I'm not into the refractive measurements involved, it's too much math for me, but if you were to actually measure the distance from the middle of the front element of your 50mm lens to the focal plane of your camera, you may notice that the distance is a bit more than 50mm (just shy of 2 inches). Zoom lenses get you even more confused when they have fixed length lenses. 70mm to 200mm zooms do NOT go from 2-3/4 inches to nearly 8 inches in length. Something more is going on here when you're dealing with the multi-element lenses we use.

Someone will come along and give up the better explanation.

50mm is also used to describe the field of view. That is, how much of the scene are we pulling in. On a 35mm FF sensor, 50mm appears to me to be nearly a zero zoom (I'm sure someone will say I'm wrong and offer up the correct number somewhere between 30mm and 70mm). Look through the viewfinder and you'll see things with no loss or increase of magnification. Increasing the measurement increases the magnification of the scene, decreasing the measurement will decrease the magnification of the scene.

Compact digital cameras will offer up 35mm equivalent measurements for their lenses. This is typically done to give you a feel for their field of view range. The Canon Powershot 2 IS gives us the following: "6.0 - 72.0mm f/2.7-3.5 (35mm film equivalent: 36-432mm)" That 6.0mm at the bottom end would be a FANTASTIC fish-eye lens on my SLR! But, oops, that's not what it says. It says the equivalent bottom end for a 35mm camera is 36mm. That's wider than zero zoom, but indoors, you'll have trouble getting a large family to fit in the frame.

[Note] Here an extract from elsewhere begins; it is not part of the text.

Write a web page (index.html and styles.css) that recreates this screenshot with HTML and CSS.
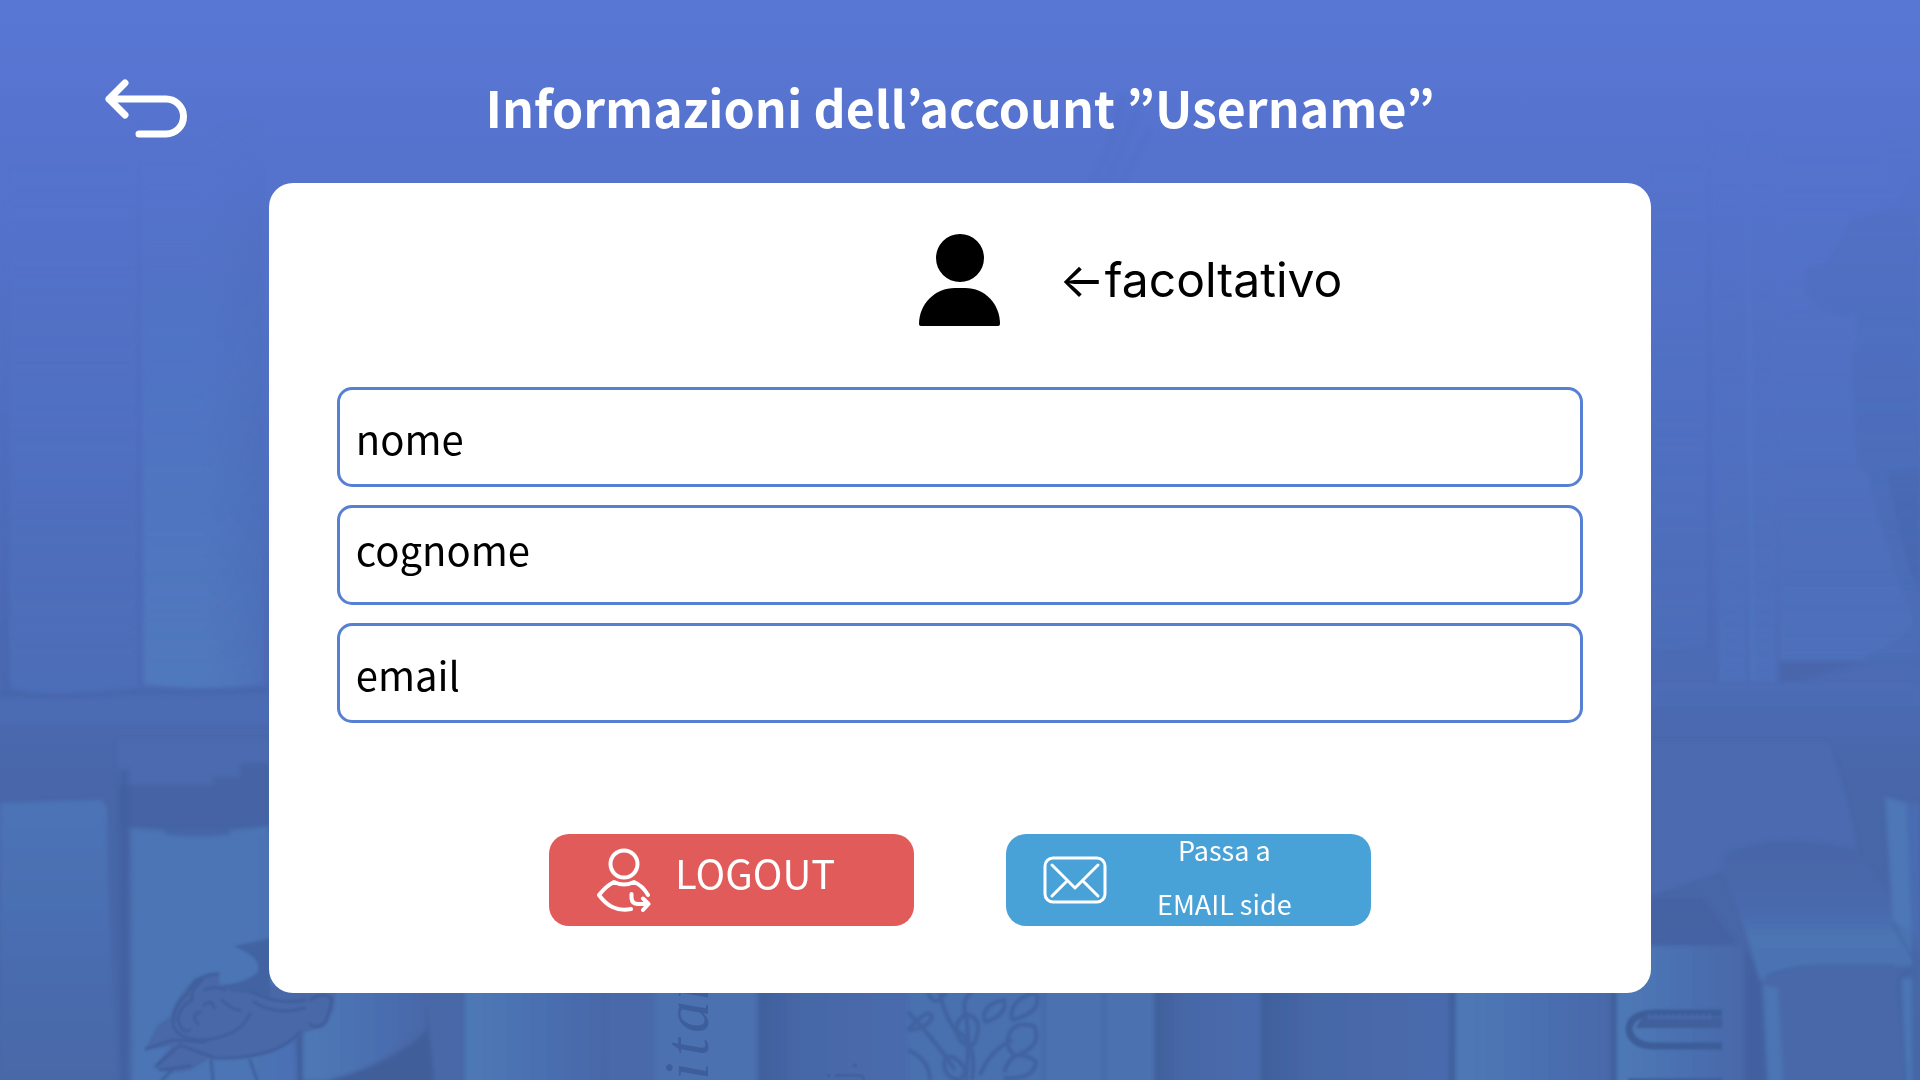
FILE: index.html
```
<!DOCTYPE html>
<html lang="it">
<head>
<meta charset="utf-8">
<meta name="viewport" content="width=device-width, initial-scale=1">
<title>Informazioni dell’account</title>
<link rel="stylesheet" href="styles.css">
</head>
<body>
<svg class="backdrop" viewBox="0 0 1920 1080" preserveAspectRatio="xMidYMid slice" aria-hidden="true">
  <defs>
    <linearGradient id="wall" x1="0" y1="0" x2="0" y2="1">
      <stop offset="0" stop-color="#5876d4"/><stop offset=".15" stop-color="#5573cd"/>
      <stop offset=".45" stop-color="#4f6fc0"/><stop offset=".65" stop-color="#4b6ab2"/>
      <stop offset=".72" stop-color="#4866a9"/><stop offset="1" stop-color="#4667a7"/>
    </linearGradient>
    <linearGradient id="fade" x1="0" y1="0" x2="0" y2="1">
      <stop offset="0" stop-color="#5077c4" stop-opacity="0"/><stop offset=".4" stop-color="#5077c4" stop-opacity=".7"/><stop offset="1" stop-color="#5079bd"/>
    </linearGradient>
    <linearGradient id="fadeDim" x1="0" y1="0" x2="0" y2="1">
      <stop offset="0" stop-color="#5071c2" stop-opacity="0"/><stop offset="1" stop-color="#4e70ba"/>
    </linearGradient>
    <linearGradient id="fadeDark" x1="0" y1="0" x2="0" y2="1">
      <stop offset="0" stop-color="#4664ac" stop-opacity="0"/><stop offset="1" stop-color="#4664ac" stop-opacity=".9"/>
    </linearGradient>
    <linearGradient id="side" x1="0" y1="0" x2="1" y2="0">
      <stop offset="0" stop-color="#4c6cb5" stop-opacity="0"/><stop offset="1" stop-color="#4a6ab4" stop-opacity=".8"/>
    </linearGradient>
    <linearGradient id="lowBook" x1="0" y1="0" x2="0" y2="1">
      <stop offset="0" stop-color="#4c74b6"/><stop offset=".5" stop-color="#4a6db0"/><stop offset="1" stop-color="#4868a6"/>
    </linearGradient>
    <linearGradient id="spine" x1="0" y1="0" x2="1" y2="0">
      <stop offset="0" stop-color="#4e79b6"/><stop offset=".5" stop-color="#4b70b1"/><stop offset="1" stop-color="#4868a9"/>
    </linearGradient>
    <linearGradient id="spineDark" x1="0" y1="0" x2="1" y2="0">
      <stop offset="0" stop-color="#40609c"/><stop offset=".3" stop-color="#4767a7"/><stop offset="1" stop-color="#4a6bad"/>
    </linearGradient>
    <linearGradient id="bookTop" x1="0" y1="0" x2="0" y2="1">
      <stop offset="0" stop-color="#4765a8"/><stop offset=".5" stop-color="#4a6aae"/><stop offset=".65" stop-color="#4b74b3"/><stop offset="1" stop-color="#4b73b3"/>
    </linearGradient>
    <linearGradient id="haze" gradientUnits="userSpaceOnUse" x1="0" y1="110" x2="0" y2="600">
      <stop offset="0" stop-color="#000"/><stop offset=".35" stop-color="#888"/><stop offset="1" stop-color="#fff"/>
    </linearGradient>
    <mask id="hazeMask" maskUnits="userSpaceOnUse" x="0" y="0" width="1920" height="1080"><rect width="1920" height="1080" fill="url(#haze)"/></mask>
    <filter id="soft" x="-5%" y="-5%" width="110%" height="110%"><feGaussianBlur stdDeviation="2"/></filter>
    <filter id="fine"><feGaussianBlur stdDeviation=".8"/></filter>
  </defs>
  <rect width="1920" height="1080" fill="url(#wall)"/>

  <g mask="url(#hazeMask)">
  <!-- upper shelf, left -->
  <g filter="url(#soft)">
    <path d="M8 150H140V684Q120 696 70 696Q16 696 8 680Z" fill="url(#fadeDim)" opacity=".6"/>
    <path d="M0 200H10V700H0Z" fill="url(#fadeDark)" opacity=".6"/>
    <path d="M142 110H263V684Q200 692 144 684Z" fill="url(#fade)"/>
    <path d="M200 110H263V688H200Z" fill="url(#side)" opacity=".7"/>
    <path d="M139 110V684" stroke="#4967b3" stroke-width="4" opacity=".55"/>
    <path d="M0 692Q60 700 120 692Q200 692 269 690" stroke="#4563a8" stroke-width="4" fill="none" opacity=".7"/>
    <path d="M0 700H269V724H0Z" fill="#4d6cb5" opacity=".7"/>
    <path d="M118 740H269V786H118Z" fill="#4b6baf"/>
    <path d="M120 785H213V777H240V763H269V828H120Z" fill="#4563a5"/>
  </g>

  <!-- upper shelf, right -->
  <g filter="url(#soft)">
    <path d="M1651 150H1708V644Q1680 650 1651 648Z" fill="url(#fadeDim)" opacity=".5"/>
    <path d="M1709 120V650" stroke="#4967b2" stroke-width="4" opacity=".5"/>
    <path d="M1716 120H1746V682H1719Z" fill="url(#fadeDim)"/>
    <path d="M1749 120H1776V682H1752Z" fill="url(#fadeDim)"/>
    <path d="M1748 220L1752 682" stroke="#5480c8" stroke-width="2" opacity=".7"/>
    <path d="M1780 150H1920V660H1780Z" fill="url(#fadeDim)"/>
    <path d="M1780 662H1864L1800 682H1780Z" fill="#4866ac"/>
    <path d="M1920 150L1906 190L1895 205L1850 218L1834 250L1826 264L1806 268L1805 290L1818 309L1840 317L1856 314V350L1852 354Q1850 410 1860 470L1868 472Q1880 540 1914 622Q1900 645 1865 655V661H1920Z" fill="#4869b2" opacity=".5"/>
    <path d="M1885 130L1882 166L1895 188L1912 186L1920 130Z" fill="#4a6cbc" opacity=".3"/>
    <path d="M1887 472Q1900 550 1920 595V470Z" fill="#4664ac" opacity=".5"/>
    <path d="M1651 684H1920V706H1651Z" fill="#4d6db6" opacity=".7"/>
    <path d="M1651 742H1828Q1850 800 1857 852L1770 842L1725 870L1651 895Z" fill="#4b6bb0"/>
  </g>
  </g>
  <path d="M1090 183Q1110 160 1124 95M1105 183Q1124 150 1140 100M1120 183L1150 130" stroke="#4c6ac0" stroke-width="8" opacity=".18" fill="none" filter="url(#soft)"/>

  <!-- lower shelf, left -->
  <g filter="url(#soft)">
    <path d="M0 803L100 800Q107 801 107 815Q108 920 118 1090H0Z" fill="url(#lowBook)"/>
    <path d="M124 770V1090" stroke="#425f9f" stroke-width="8" opacity=".75"/>
    <path d="M131 828Q200 836 269 826L300 1090H132Z" fill="#4c75b4"/>
    <path d="M240 835H300V1090H240Z" fill="url(#side)" opacity=".7"/>
    <path d="M165 832Q200 836 230 832" stroke="#4364a5" stroke-width="4" fill="none"/>
    <path d="M303 980H465V1090H303Z" fill="#4868a8"/>
    <path d="M303 980H425V1010Q405 1060 330 1080H303Z" fill="url(#spine)"/>
    <path d="M426 1000V1030Q400 1060 330 1080V1090H435Z" fill="#3f5f9a"/>
    <path d="M300 980V1090" stroke="#3e5e9b" stroke-width="6"/>
  </g>
  <g filter="url(#fine)">
    <path d="M234 946L252 945L270 938V985L300 992L335 993L334 1010L323 1028L305 1032Q275 1058 235 1058L210 1058L190 1070Q165 1076 154 1067L172 1046L145 1050L158 1025L170 1017Q174 1000 195 978L218 973L220 985Q245 984 258 972Q263 958 234 946Z" fill="#4868a7"/>
    <path d="M234 946L270 938V1000Q258 992 232 992L222 985Q245 984 258 972Q263 958 234 946Z" fill="#4261a0" opacity=".7"/>
    <g fill="none" stroke="#3e5c99" stroke-width="3" opacity=".75" stroke-linecap="round">
      <path d="M218 974Q196 974 187 994Q174 1005 173 1022Q174 1040 205 1040Q240 1036 250 1014"/>
      <path d="M202 980Q190 990 192 1000Q180 1005 178 1020Q182 1034 190 1030M205 990Q215 985 225 990M204 1005Q212 998 214 1008M200 1012Q190 1015 198 1024M222 1000Q232 1010 240 1010"/>
      <path d="M254 1002Q275 1016 305 1008M252 992Q280 1006 305 1000M310 1000Q325 990 332 1000L326 1022Q315 1030 310 1024"/>
      <path d="M146 1049L172 1040L205 1042M156 1066L180 1045L215 1058Q275 1060 300 1032M160 1070L190 1066"/>
      <path d="M211 1060L213 1080M250 1060L257 1080M172 1070L162 1080"/>
    </g>
  </g>

  <!-- lower shelf, centre -->
  <g filter="url(#soft)">
    <rect x="465" y="980" width="138" height="110" fill="url(#spine)"/>
    <rect x="606" y="980" width="52" height="110" fill="#4869aa"/>
    <rect x="655" y="980" width="102" height="110" fill="#4b71b0"/>
    <rect x="758" y="980" width="150" height="110" fill="url(#spineDark)"/>
    <rect x="908" y="980" width="136" height="110" fill="#4a6faf"/>
    <rect x="1044" y="980" width="110" height="110" fill="#4b71b1"/>
    <rect x="1154" y="980" width="106" height="110" fill="url(#spineDark)"/>
    <rect x="1260" y="980" width="190" height="110" fill="url(#spineDark)"/>
    <rect x="1456" y="980" width="156" height="110" fill="url(#spine)"/>
    <path d="M1452 980V1090M1614 980V1090" stroke="#3f5f9b" stroke-width="6"/>
    <path d="M1104 980V1090M1044 980V1090" stroke="#41639f" stroke-width="2"/>
  </g>
  <g class="spine-lettering">
    <text class="spine-title" transform="translate(708 1080) rotate(-90)">i</text>
    <text class="spine-title" transform="translate(708 1056) rotate(-90)">t</text>
    <text class="spine-title" transform="translate(708 1033) rotate(-90)">a</text>
    <text class="spine-title" transform="translate(708 1000) rotate(-90)">r</text>
    <text class="spine-note" transform="translate(857 1080) rotate(-90)">j.</text>
  </g>
  <g fill="none" stroke="#3f609d" stroke-width="4" opacity=".8" filter="url(#fine)">
    <path d="M972 1080Q978 1040 955 1030Q942 1010 940 993M966 1080Q970 1040 966 1015Q960 1000 974 990M980 1075Q990 1050 1012 1040M930 1080Q930 1060 908 1050M955 1070Q935 1040 908 1012"/>
    <path d="M966 1014Q950 1025 960 1040Q975 1055 978 1030Q980 1018 966 1014M985 1022Q980 1005 1004 1000Q1008 1015 985 1022M1012 1020Q1008 1000 1036 992Q1044 1012 1012 1020M1008 1038Q1012 1020 1034 1026Q1044 1045 1016 1056Q1006 1050 1008 1038M1004 1072Q1014 1044 1036 1062Q1034 1080 1004 1078M908 1030Q930 1005 932 1018Q925 1030 908 1030M944 1062Q950 1048 966 1070L960 1080Q944 1078 944 1062M928 992Q935 1010 946 992"/>
  </g>

  <!-- lower shelf, right -->
  <g filter="url(#soft)">
    <path d="M1651 898H1702L1738 945H1651Z" fill="#4462a3"/>
    <path d="M1617 946H1744V1090H1617Z" fill="url(#spine)"/>
    <path d="M1745 945L1762 985L1768 1090H1745Z" fill="#4261a0"/>
    <path d="M1723 855Q1760 838 1820 843L1857 850L1912 930V965L1770 985L1760 980Q1740 910 1723 870Z" fill="url(#bookTop)"/>
    <path d="M1762 982Q1775 966 1830 966H1900L1904 1090H1768Z" fill="#4868aa"/>
    <path d="M1763 985L1778 988L1784 1090H1768Z" fill="#4c75b4"/>
    <path d="M1885 797L1907 803L1912 932L1893 922Z" fill="#4d77b7"/>
    <path d="M1908 803H1920V960L1912 925Z" fill="#4a6cb2"/>
    <path d="M1902 978H1912V1090H1906Z" fill="#4c76b5"/>
    <path d="M1765 978Q1785 965 1830 966H1895M1912 972Q1898 972 1898 988L1906 1080M1892 922L1914 960" fill="none" stroke="#3e60a0" stroke-width="2" opacity=".8"/>
  </g>
  <g filter="url(#fine)">
    <path d="M1722 1013H1654Q1629 1014 1629 1030Q1632 1046 1655 1046H1722" fill="none" stroke="#3e5d99" stroke-width="7"/>
    <path d="M1642 1018H1722V1028H1636Z" fill="#3f5e9b"/>
    <path d="M1648 1017H1714" stroke="#4868a8" stroke-width="6" stroke-dasharray="3 3"/>
    <path d="M1628 1080H1722" stroke="#3e5d99" stroke-width="3"/>
  </g>
</svg>

<div class="page">
  <header class="page-header">
    <button class="back-button" type="button" aria-label="Indietro">
      <svg viewBox="0 0 84 60" fill="none" stroke="#fff" stroke-width="7" stroke-linecap="round" stroke-linejoin="round"><path d="M21 5L5 21L21 37M5 21H62A17 17 0 0 1 62 56H35"/></svg>
    </button>
    <h1 class="page-title">Informazioni dell’account ”Username”</h1>
  </header>

  <main class="card">
    <div class="avatar-row">
      <svg class="avatar" viewBox="0 0 82 92" aria-hidden="true"><circle cx="41" cy="24" r="24"/><path d="M0 90C0 70 16 54 36 54H46C66 54 81 70 81 90Q81 92 79 92H3Q0 92 0 90Z"/></svg>
      <p class="avatar-note">←facoltativo</p>
    </div>
    <form class="account-form">
      <input class="field field-low" type="text" aria-label="nome" value="nome">
      <input class="field" type="text" aria-label="cognome" value="cognome">
      <input class="field field-low" type="text" aria-label="email" value="email">
    </form>
    <div class="actions">
      <button class="action action-logout" type="button">
        <svg class="icon-logout" viewBox="0 0 54 66" fill="none" stroke="#fff" stroke-width="4" stroke-linecap="round" stroke-linejoin="round"><circle cx="27" cy="17" r="13.5"/><path d="M51 48C47 41 42 37 37 35Q27 40 17 35C11 38 6 43 2 48C9 58 20 65 34 62M34.500 47V51Q35 57 41 57H51M46 51.500L51.500 57L46 63"/></svg>
        <span class="logout-label">LOGOUT</span>
      </button>
      <button class="action action-email" type="button">
        <svg class="icon-mail" viewBox="0 0 64 48" fill="none" stroke="#fff" stroke-width="3" stroke-linecap="round" stroke-linejoin="round"><rect x="2" y="2" width="60" height="44" rx="8"/><path d="M9 9L32 32L55 9M9 40L24 25M55 40L40 25"/></svg>
        <span class="email-label">Passa a<br>EMAIL side</span>
      </button>
    </div>
  </main>
</div>
</body>
</html>
```
FILE: styles.css
```
* {
  box-sizing: border-box;
}

body {
  margin: 0;
  min-height: 100vh;
  background: #4d6cb8;
  font-family: "Noto Sans CJK KR", "Noto Sans", sans-serif;
  color: #000;
}

button {
  border: 0;
  padding: 0;
  font: inherit;
  color: #fff;
  cursor: pointer;
}

.backdrop {
  position: fixed;
  inset: 0;
  z-index: -1;
  width: 100%;
  height: 100%;
}

.spine-lettering {
  fill: #3e5e9b;
}

.spine-title {
  font: italic 64px "Liberation Serif", serif;
}

.spine-note {
  font: 40px "Liberation Sans", sans-serif;
  opacity: 0.6;
}

.page {
  display: flex;
  flex-direction: column;
  align-items: center;
  min-height: 100vh;
}

.page-header {
  display: grid;
  grid-template-columns: 1fr auto 1fr;
  align-items: start;
  width: 100%;
  padding: 70px 104px 40px;
}

.back-button {
  justify-self: start;
  display: flex;
  margin-top: 8px;
  background: none;
}

.back-button svg {
  width: 84px;
  height: 60px;
}

.page-title {
  margin: 0;
  font-size: 50px;
  font-weight: 700;
  line-height: 73px;
  color: #fff;
}

.card {
  width: 72%;
  padding: 51px 68px 67px;
  border-radius: 24px;
  background: #fff;
}

.avatar-row {
  display: grid;
  grid-template-columns: 1fr auto 1fr;
  align-items: center;
  column-gap: 58px;
}

.avatar {
  grid-column: 2;
  width: 82px;
  height: 92px;
}

.avatar-note {
  margin: 0;
  font-family: Inter, sans-serif;
  font-size: 48px;
  line-height: 60px;
}

.account-form {
  display: flex;
  flex-direction: column;
  gap: 18px;
  margin-top: 61px;
}

.field {
  width: 100%;
  height: 100px;
  padding: 0 16px 12px;
  border: 3px solid #5580d3;
  border-radius: 15px;
  background: #fff;
  font: inherit;
  font-size: 40px;
  color: #000;
}

.field-low {
  padding-top: 2px;
  padding-bottom: 0;
}

.actions {
  display: flex;
  justify-content: center;
  gap: 92px;
  margin-top: 111px;
}

.action {
  display: flex;
  align-items: center;
  width: 365px;
  height: 92px;
  border-radius: 20px;
}

.action-logout {
  gap: 24px;
  padding-left: 48px;
  background: #e25b5b;
}

.action-email {
  gap: 50px;
  padding-left: 37px;
  background: #48a2d8;
}

.icon-logout {
  width: 54px;
  height: 66px;
}

.icon-mail {
  width: 64px;
  height: 48px;
}

.logout-label {
  padding-bottom: 16px;
  font-size: 40px;
  line-height: 56px;
}

.email-label {
  padding-bottom: 6px;
  font-size: 27px;
  line-height: 54px;
  text-align: center;
}
```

If you want a good example of focal length comparisons, Canon has one at their site:
http://www.usa.canon.com/app/html/EFLenses101/focal_length.html

Jon
20th of August 2007 (Mon), 11:26
It's also known as the "focal length" or more specifically, the "effective focal length." It's the distance from the center of the lens to the focal point (the sensor or film in photography).
No. Just "focal length". "Effective focal length" is a marketing term designed to fool people into thinking they're getting something more than they really are. It's like the marketing MB, where a megabyte is rounded to be 1,000,000 bytes, not the real 1,048,576. So they short you by 5%; and GB short-change you even more.

BillsBayou
20th of August 2007 (Mon), 11:32
No. Just "focal length". "Effective focal length" is a marketing term designed to fool people into thinking they're getting something more than they really are. It's like the marketing MB, where a megabyte is rounded to be 1,000,000 bytes, not the real 1,048,576. So they short you by 5%; and GB short-change you even more.

Thanks, Jon. I'm hoping others will come forward to correct points in my post.